For the first quarter, net sales were $69.8 million, an increase of 27% from net sales of $54.9 million in the year-ago first quarter and an increase of 3% from net sales of $68.0 million in the fourth quarter. First quarter non-GAAP net income was $8.8 million, or $0.14 per share diluted, up 167% from $3.3 million, or $0.05 per share diluted, in the year-ago first quarter and up 10% from the $8.0 million, or $0.13 per share diluted, in the fourth quarter. Non-GAAP gross margins for the first quarter were 41.1%, a 220 basis point improvement over the 38.9% for the fourth quarter and a 600 basis point improvement over the 35.1% in the year ago first quarter.
For the first quarter, Microsemi reported GAAP earnings of $5.3 million, or $0.08 per share diluted, an increase of 121% over the $2.4 million, or $0.04 per share diluted, in the year-ago first quarter and up 489% from the $0.9 million, or $0.01 per share diluted, in the fourth quarter.
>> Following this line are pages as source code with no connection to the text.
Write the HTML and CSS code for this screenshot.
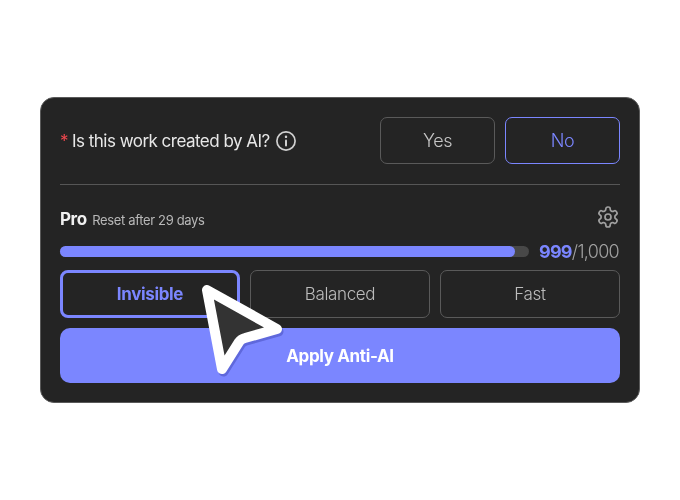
FILE: index.html
```html
<!DOCTYPE html>
<html lang="en">
<head>
<meta charset="utf-8">
<title>Anti-AI</title>
<link rel="stylesheet" href="styles.css">
</head>
<body>
<main class="card">
  <section class="question">
    <div class="label">
      <span class="star">*</span>
      <span>Is this work created by AI?</span>
      <svg class="info" width="22" height="22" viewBox="0 0 22 22" fill="none" stroke="#d0d0d0" stroke-width="1.7" stroke-linecap="round"><circle cx="11" cy="11" r="9.1"/><path d="M11 10.4v5" stroke-width="2"/><path d="M11 6.8v.1" stroke-width="2.4"/></svg>
    </div>
    <div class="choices">
      <button class="choice">Yes</button>
      <button class="choice choice-on">No</button>
    </div>
  </section>
  <hr class="rule">
  <section class="plan">
    <div class="plan-head">
      <div class="plan-title"><strong class="plan-name">Pro</strong> <span class="plan-note">Reset after 29 days</span></div>
      <svg class="gear" width="24" height="24" viewBox="0 0 24 24" fill="none" stroke="#a0a0a0" stroke-width="1.7" stroke-linecap="round" stroke-linejoin="round"><path d="M12.22 2h-.44a2 2 0 0 0-2 2v.18a2 2 0 0 1-1 1.73l-.43.25a2 2 0 0 1-2 0l-.15-.08a2 2 0 0 0-2.73.73l-.22.38a2 2 0 0 0 .73 2.73l.15.1a2 2 0 0 1 1 1.72v.51a2 2 0 0 1-1 1.74l-.15.09a2 2 0 0 0-.73 2.73l.22.38a2 2 0 0 0 2.73.73l.15-.08a2 2 0 0 1 2 0l.43.25a2 2 0 0 1 1 1.73V20a2 2 0 0 0 2 2h.44a2 2 0 0 0 2-2v-.18a2 2 0 0 1 1-1.73l.43-.25a2 2 0 0 1 2 0l.15.08a2 2 0 0 0 2.73-.73l.22-.39a2 2 0 0 0-.73-2.73l-.15-.08a2 2 0 0 1-1-1.74v-.5a2 2 0 0 1 1-1.74l.15-.09a2 2 0 0 0 .73-2.73l-.22-.38a2 2 0 0 0-2.73-.73l-.15.08a2 2 0 0 1-2 0l-.43-.25a2 2 0 0 1-1-1.73V4a2 2 0 0 0-2-2z"/><circle cx="12" cy="12" r="3"/></svg>
    </div>
    <div class="usage">
      <div class="track"><div class="fill"></div></div>
      <div class="count"><b>999</b>/1,000</div>
    </div>
    <div class="modes">
      <button class="mode mode-on">Invisible</button>
      <button class="mode">Balanced</button>
      <button class="mode">Fast</button>
    </div>
    <button class="apply">Apply Anti-AI</button>
  </section>
  <svg class="pointer" width="96" height="106" viewBox="0 0 96 106" fill="none">
    <path class="pointer-shadow" d="M12 9 L82 48 L50 57 Q46 58 44 61 L27 88 Z" transform="translate(1.5 2.5)" stroke-width="10" stroke-linejoin="round"/>
    <path d="M12 9 L82 48 L50 57 Q46 58 44 61 L27 88 Z" fill="#333333" stroke="#ffffff" stroke-width="10" stroke-linejoin="round"/>
  </svg>
</main>
</body>
</html>
```
FILE: styles.css
```css
* { box-sizing: border-box; }
html, body { height: 100%; }
body {
  margin: 0;
  background: #fff;
  display: flex;
  align-items: flex-start;
  justify-content: center;
  font-family: Inter, "Liberation Sans", sans-serif;
}
.card {
  position: relative;
  width: 600px;
  height: 306px;
  margin-top: 97px;
  padding: 19px 19px 19px;
  background: #242424;
  border: 1px solid #5a5a5a;
  border-radius: 14px;
}
.question {
  display: flex;
  justify-content: space-between;
  align-items: center;
  height: 47px;
}
.label {
  display: flex;
  align-items: center;
  color: #e8e8e8;
  font-size: 17px;
  letter-spacing: -0.52px;
  line-height: 22px;
}
.star { color: #f0484e; margin: 0 4px 0 0; }
.info { margin-left: 5px; }
.choices { display: flex; gap: 10px; }
button {
  font-family: inherit;
  background: transparent;
  cursor: pointer;
}
.choice {
  width: 115px;
  height: 47px;
  border: 1px solid #5a5a5a;
  border-radius: 7px;
  color: #c6c6c6;
  font-size: 18px;
  font-weight: 300;
  letter-spacing: -0.4px;
}
.choice-on { border-color: #7b86ff; color: #7b86ff; }
.rule {
  margin: 20px 0 0;
  border: 0;
  height: 1px;
  background: #565656;
}
.plan { padding-top: 21px; }
.plan-head {
  display: flex;
  justify-content: space-between;
  align-items: center;
  height: 22px;
}
.plan-title { padding-top: 3px; }
.plan-name { color: #f0f0f0; font-size: 17px; font-weight: 700; letter-spacing: -0.4px; }
.plan-note { color: #b8b8b8; font-size: 13px; letter-spacing: -0.35px; margin-left: 1px; }
.usage {
  display: flex;
  align-items: center;
  justify-content: space-between;
  margin-top: 13px;
  height: 20px;
}
.track {
  width: 469px;
  height: 11px;
  border-radius: 6px;
  background: #484848;
}
.fill {
  width: 455px;
  height: 100%;
  border-radius: 6px;
  background: #7b86ff;
}
.count { color: #a0a0a0; font-size: 18px; font-weight: 300; letter-spacing: -0.7px; margin-right: 1px; }
.count b { color: #7b86ff; font-weight: 700; }
.modes {
  display: grid;
  grid-template-columns: repeat(3, 1fr);
  gap: 10px;
  margin-top: 9px;
}
.mode {
  height: 48px;
  border: 1px solid #5a5a5a;
  border-radius: 7px;
  color: #bcbcbc;
  font-size: 17px;
  font-weight: 300;
  letter-spacing: -0.35px;
}
.mode-on {
  border: 3px solid #7b86ff;
  border-radius: 8px;
  color: #7b86ff;
  font-weight: 700;
}
.apply {
  display: block;
  width: 100%;
  height: 55px;
  margin-top: 10px;
  border: 0;
  border-radius: 10px;
  background: #7b86ff;
  color: #fff;
  font-size: 17px;
  font-weight: 700;
  letter-spacing: -0.35px;
}
.pointer {
  position: absolute;
  left: 154px;
  top: 183px;
}
.pointer-shadow {
  stroke: #c4c6dc;
  mix-blend-mode: multiply;
}
```
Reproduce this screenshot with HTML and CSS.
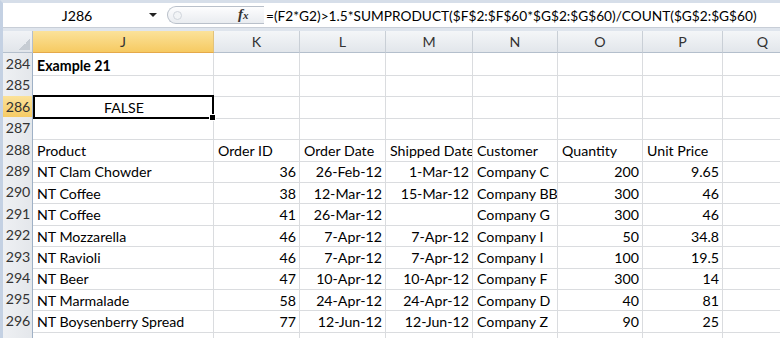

GAAP gross margins for the first quarter were 34.4%, a 750 basis point increase from the 26.9% in the fourth quarter and up 130 basis points from the 33.1% in the year-ago first quarter.
The book-to-bill ratio for the first quarter was 1.05.
"We are very pleased with our results for the first quarter," stated James J. Peterson, President and CEO. "Our fundamentals remain strong and in our markets we see continued strength, which has enabled us to continue to deliver solid financial results."
Business Outlook
Sequentially, Microsemi expects its sales for the second quarter to be up two to four percent. Microsemi expects its non-GAAP earnings per share diluted for the second quarter to be $0.14 to $0.15. Sequentially, Microsemi expects its non-GAAP gross margin percentage for the second quarter to increase 70 to 130 basis points. Our non-GAAP income and non-GAAP margins exclude restructuring costs and other special charges or credits.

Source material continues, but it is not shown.